Sweet and Salt (And Sometimes Pepper)
A Q&A WITH SALTADENA'S WEDDING CAKE BAKER
By : Hailey Hoffman | Photographed by : Jessie Bennett Photography
Nancy Stuart spends her days caring for her rambunctious 2-year-old and spends her nights baking away, creating birthday, graduation, and, of course, wedding cakes in her home kitchen in downtown Bellingham. Stuart, 31, worked in a Whole Foods bakery in Seattle prior to moving to Bellingham two years ago and starting her own bakery, Saltadena. Stuart, a Michigan native, named her business after her street back home, South Altadena, where she made her first cakes. She specializes in modern Swiss meringue buttercream cakes with watercolor designs, pastel colors, and floral accents.
How did you get your start? As a kid, I really did like being in the kitchen, whether it was baking cakes or all sorts of things. I was always really into art and drawing and just creating. I found the perfect thing where I could just marry them together.
What is your specialty? My stand-up flavor would be my salt-and-pepper cake, hands down. The cake itself is chocolate, but the buttercream is salt and pepper. Every person I’ve known to try it, unless they were lying to me, was very pleasantly surprised. If you think about when you’re putting pepper on your food, it’s not like you only taste pepper. It’s just to enhance and act as a balance, to give a little depth to it.

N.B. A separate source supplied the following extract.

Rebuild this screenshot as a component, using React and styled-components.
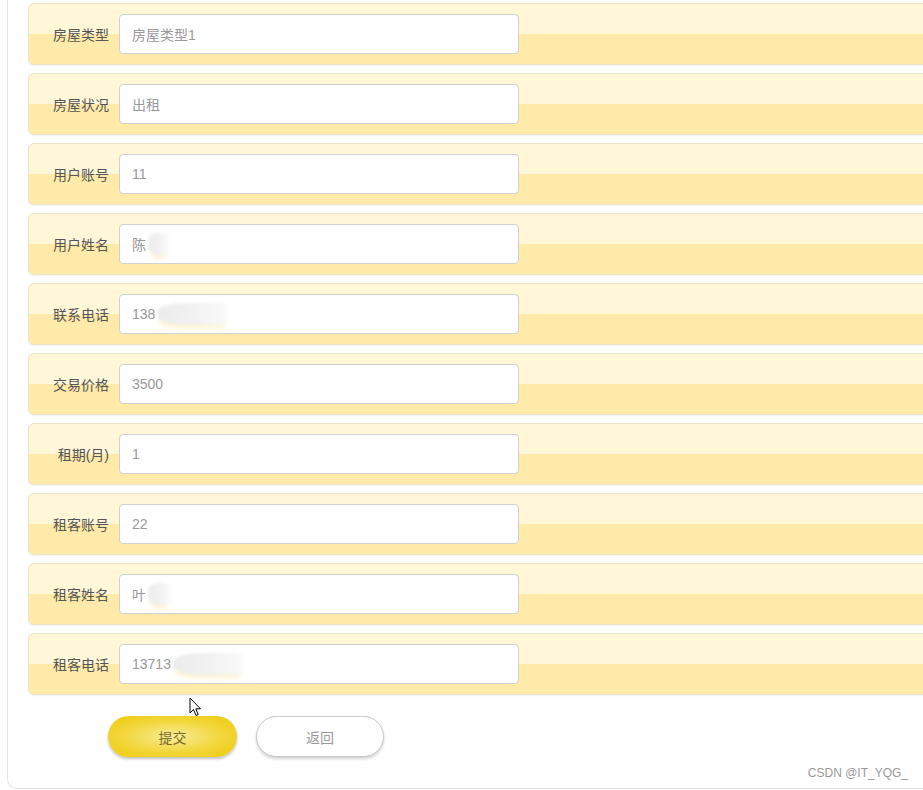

Do you have any cake baking disasters or especially stressful orders? I had one wedding and my daughter was up all night. She would not go to sleep, and it was an order with a bunch of cupcakes. I really do think kids sense when you need them to be sleeping and away from you the most, and then they feed off that. It was at the beginning of the year, so I was thinking to myself, “Is this what my season is going to be? Is she just going to terrorize me the whole time?”
What is your favorite wedding cake you’ve made? The one that always stands out to me is a cake I did in June. It had a gray layer, a teal layer, and a white layer, and I was able to work with a good friend who is a florist. It ended up being a dark-blue cake with contrasting orange and yellow and pink flowers. It was just such a statement piece, even though the actual technique was simple. I’m really, really, really into color contrast. It’s one of the things in life that gets me most excited.
What’s your favorite part about creating wedding cakes? I really love when I connect with people. When I’m able to meet a couple and we get along really well, and we go back and forth a lot and even sometimes talk after the wedding. I love that so much. I can make even a little bit of an impact on someone’s life through a cake, of all things.
Do you have any advice for the bride and groom when making cake decisions? In general, with any vendor, you get what you pay for. I don’t expect everybody to understand why a cake may cost up to $10 a serving, but when you’re ordering from someone who is using higher-quality ingredients and they’re taking more time working on a design, you have to realize that you’re paying the premium for premium quality. That’s really true for any vendor.